Web page code records
------------------------------------------------------------
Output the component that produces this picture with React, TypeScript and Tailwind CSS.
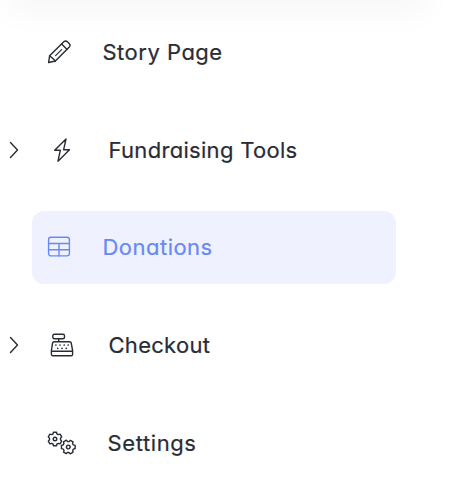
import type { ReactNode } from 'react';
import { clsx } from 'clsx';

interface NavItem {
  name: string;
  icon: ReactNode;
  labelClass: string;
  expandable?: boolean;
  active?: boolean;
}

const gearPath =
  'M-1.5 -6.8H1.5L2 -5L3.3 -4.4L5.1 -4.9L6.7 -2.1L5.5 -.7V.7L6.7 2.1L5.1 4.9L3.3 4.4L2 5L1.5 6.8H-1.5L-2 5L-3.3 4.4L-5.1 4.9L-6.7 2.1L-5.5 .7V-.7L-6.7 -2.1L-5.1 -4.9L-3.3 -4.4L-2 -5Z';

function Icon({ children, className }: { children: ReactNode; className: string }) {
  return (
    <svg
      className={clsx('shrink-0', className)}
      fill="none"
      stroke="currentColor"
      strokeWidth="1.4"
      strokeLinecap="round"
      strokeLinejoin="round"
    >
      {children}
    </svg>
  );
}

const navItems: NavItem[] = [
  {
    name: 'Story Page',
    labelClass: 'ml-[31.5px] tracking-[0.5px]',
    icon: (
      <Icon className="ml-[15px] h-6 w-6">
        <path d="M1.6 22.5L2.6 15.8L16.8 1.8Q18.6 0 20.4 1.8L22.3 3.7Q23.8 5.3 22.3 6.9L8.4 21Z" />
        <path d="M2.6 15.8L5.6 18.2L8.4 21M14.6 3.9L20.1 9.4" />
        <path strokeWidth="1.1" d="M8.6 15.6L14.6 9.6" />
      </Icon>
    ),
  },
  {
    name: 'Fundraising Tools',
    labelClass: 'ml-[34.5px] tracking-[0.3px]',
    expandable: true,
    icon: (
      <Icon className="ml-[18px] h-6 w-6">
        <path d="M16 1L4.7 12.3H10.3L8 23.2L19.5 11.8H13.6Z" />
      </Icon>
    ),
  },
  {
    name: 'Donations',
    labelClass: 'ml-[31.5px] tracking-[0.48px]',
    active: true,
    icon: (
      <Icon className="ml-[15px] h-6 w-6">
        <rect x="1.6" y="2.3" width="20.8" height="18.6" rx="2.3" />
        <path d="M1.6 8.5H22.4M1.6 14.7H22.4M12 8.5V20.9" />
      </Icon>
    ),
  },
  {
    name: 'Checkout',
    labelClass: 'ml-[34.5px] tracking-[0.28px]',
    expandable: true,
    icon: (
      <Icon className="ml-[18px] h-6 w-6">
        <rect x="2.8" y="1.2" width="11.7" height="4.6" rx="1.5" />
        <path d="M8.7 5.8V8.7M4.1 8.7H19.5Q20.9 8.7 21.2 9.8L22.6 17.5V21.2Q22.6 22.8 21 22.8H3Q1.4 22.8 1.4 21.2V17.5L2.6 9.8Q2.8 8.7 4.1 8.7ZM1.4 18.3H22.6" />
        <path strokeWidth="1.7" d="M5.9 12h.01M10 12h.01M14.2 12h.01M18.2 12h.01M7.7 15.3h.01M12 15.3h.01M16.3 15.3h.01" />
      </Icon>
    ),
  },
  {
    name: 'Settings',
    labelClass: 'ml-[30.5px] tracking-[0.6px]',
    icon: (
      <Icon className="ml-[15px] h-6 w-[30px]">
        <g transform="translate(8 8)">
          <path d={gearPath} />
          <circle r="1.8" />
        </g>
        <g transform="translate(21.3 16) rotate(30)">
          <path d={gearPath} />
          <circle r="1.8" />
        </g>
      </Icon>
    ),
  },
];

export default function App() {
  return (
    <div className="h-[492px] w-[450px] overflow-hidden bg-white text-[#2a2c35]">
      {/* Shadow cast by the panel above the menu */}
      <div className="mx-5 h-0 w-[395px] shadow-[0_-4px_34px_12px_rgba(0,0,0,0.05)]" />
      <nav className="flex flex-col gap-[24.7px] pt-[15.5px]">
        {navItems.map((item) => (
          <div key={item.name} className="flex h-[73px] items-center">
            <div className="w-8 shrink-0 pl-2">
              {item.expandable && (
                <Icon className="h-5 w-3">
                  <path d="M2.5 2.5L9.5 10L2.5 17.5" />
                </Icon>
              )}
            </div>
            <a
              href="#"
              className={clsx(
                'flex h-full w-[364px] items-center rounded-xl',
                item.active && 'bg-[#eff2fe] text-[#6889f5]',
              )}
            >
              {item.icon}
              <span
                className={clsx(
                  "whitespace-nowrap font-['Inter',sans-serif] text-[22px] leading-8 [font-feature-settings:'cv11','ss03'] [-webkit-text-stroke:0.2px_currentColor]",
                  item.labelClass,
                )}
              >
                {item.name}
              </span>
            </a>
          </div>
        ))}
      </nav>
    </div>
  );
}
------------------------------------------------------------
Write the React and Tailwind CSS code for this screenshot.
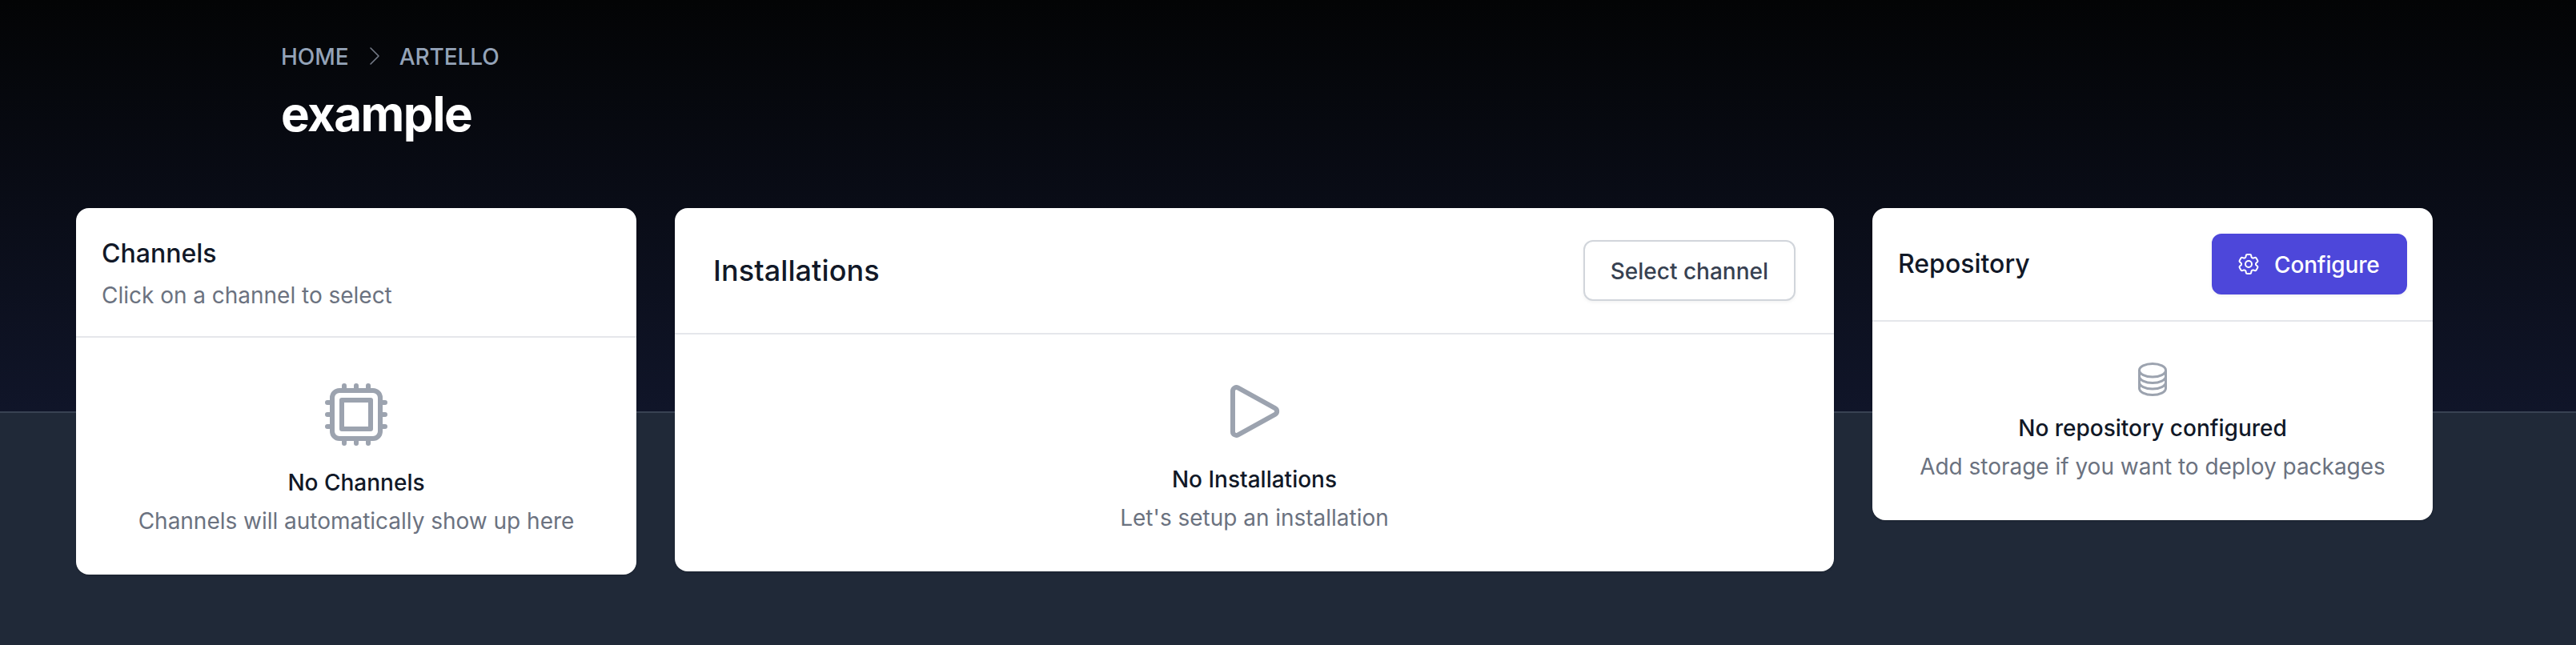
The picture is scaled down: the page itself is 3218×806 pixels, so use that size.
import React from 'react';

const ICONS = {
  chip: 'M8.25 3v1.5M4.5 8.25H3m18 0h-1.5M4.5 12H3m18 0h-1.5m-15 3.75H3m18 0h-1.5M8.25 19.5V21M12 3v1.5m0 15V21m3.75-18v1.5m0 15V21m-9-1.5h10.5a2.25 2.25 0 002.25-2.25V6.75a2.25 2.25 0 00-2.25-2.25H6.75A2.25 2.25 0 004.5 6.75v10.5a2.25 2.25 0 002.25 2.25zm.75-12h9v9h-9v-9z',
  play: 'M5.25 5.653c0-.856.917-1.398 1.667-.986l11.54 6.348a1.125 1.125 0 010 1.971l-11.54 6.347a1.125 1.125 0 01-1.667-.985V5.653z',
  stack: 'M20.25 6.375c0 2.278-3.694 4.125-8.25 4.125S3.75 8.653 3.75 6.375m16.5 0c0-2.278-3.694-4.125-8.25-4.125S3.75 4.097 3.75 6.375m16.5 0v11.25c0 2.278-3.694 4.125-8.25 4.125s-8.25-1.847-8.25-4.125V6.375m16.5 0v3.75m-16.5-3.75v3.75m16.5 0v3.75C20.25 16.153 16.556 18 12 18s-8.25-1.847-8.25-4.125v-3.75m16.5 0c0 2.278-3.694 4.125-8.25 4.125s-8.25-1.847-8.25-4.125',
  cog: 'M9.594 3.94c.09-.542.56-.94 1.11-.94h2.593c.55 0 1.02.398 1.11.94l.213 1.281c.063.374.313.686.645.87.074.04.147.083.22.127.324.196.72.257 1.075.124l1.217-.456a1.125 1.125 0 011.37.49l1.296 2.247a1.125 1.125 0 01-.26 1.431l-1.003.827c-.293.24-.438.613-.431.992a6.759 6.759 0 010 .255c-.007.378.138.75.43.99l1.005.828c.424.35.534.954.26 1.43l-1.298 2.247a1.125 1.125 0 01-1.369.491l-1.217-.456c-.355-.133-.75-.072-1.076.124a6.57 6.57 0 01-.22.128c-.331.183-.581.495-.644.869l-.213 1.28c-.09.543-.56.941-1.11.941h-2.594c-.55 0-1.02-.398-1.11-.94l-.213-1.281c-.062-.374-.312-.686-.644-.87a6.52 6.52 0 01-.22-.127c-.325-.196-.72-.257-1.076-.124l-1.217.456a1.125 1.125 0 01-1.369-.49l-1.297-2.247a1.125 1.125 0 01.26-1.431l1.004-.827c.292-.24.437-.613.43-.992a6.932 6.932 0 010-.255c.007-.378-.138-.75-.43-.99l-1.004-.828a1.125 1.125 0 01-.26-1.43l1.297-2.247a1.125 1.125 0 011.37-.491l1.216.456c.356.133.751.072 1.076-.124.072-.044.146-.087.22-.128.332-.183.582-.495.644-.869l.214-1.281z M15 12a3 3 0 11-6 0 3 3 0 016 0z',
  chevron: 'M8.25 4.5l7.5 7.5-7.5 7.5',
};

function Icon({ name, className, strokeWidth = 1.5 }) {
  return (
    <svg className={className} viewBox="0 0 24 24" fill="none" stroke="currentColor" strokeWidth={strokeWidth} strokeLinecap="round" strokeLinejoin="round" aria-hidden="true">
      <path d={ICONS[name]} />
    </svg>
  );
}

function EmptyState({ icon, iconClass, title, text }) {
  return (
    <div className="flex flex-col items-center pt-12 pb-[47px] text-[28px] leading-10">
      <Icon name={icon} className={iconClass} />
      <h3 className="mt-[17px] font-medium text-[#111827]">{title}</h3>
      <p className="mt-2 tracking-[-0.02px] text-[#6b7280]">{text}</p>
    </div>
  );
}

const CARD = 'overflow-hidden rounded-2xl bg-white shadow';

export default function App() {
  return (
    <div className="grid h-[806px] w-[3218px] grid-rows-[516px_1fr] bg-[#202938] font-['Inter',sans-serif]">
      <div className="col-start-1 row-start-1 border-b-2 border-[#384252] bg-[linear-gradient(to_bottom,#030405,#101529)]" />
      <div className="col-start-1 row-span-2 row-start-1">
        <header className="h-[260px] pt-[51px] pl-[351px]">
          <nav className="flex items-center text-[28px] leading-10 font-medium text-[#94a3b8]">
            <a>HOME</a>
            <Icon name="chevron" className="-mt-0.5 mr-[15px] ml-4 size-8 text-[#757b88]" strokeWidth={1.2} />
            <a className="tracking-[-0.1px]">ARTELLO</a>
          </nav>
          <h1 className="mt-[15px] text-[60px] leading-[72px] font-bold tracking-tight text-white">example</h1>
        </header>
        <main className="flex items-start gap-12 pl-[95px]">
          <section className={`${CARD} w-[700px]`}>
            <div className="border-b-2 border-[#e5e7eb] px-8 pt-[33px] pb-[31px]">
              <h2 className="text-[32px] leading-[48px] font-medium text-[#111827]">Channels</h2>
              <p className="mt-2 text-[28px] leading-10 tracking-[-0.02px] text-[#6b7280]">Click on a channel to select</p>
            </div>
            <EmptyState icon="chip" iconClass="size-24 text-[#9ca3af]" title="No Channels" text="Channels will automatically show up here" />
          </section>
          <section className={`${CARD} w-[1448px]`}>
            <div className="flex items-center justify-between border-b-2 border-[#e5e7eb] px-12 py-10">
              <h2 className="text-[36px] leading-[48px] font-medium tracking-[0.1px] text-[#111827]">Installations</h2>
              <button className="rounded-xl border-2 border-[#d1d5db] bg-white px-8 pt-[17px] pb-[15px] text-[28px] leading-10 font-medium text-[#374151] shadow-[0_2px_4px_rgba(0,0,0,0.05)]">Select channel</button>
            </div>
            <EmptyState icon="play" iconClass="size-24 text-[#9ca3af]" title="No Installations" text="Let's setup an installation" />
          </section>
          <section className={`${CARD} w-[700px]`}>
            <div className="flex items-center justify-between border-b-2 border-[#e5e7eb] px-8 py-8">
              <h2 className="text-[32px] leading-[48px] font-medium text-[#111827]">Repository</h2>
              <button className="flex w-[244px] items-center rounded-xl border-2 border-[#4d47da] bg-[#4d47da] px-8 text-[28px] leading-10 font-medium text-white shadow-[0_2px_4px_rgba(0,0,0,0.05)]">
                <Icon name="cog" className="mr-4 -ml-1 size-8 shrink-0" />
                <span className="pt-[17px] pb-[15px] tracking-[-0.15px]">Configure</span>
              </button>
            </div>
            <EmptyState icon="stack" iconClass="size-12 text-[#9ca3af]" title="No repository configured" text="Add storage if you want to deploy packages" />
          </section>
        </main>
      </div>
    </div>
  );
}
------------------------------------------------------------
■ WHAT TO DO
Output nothing except the lines from the line with "The picture is" through the line with "import React from 'react';", copied exactly, end lines included.

■ SOLVED PROBLEM
The picture is scaled down: the page itself is 3218×806 pixels, so use that size.
import React from 'react';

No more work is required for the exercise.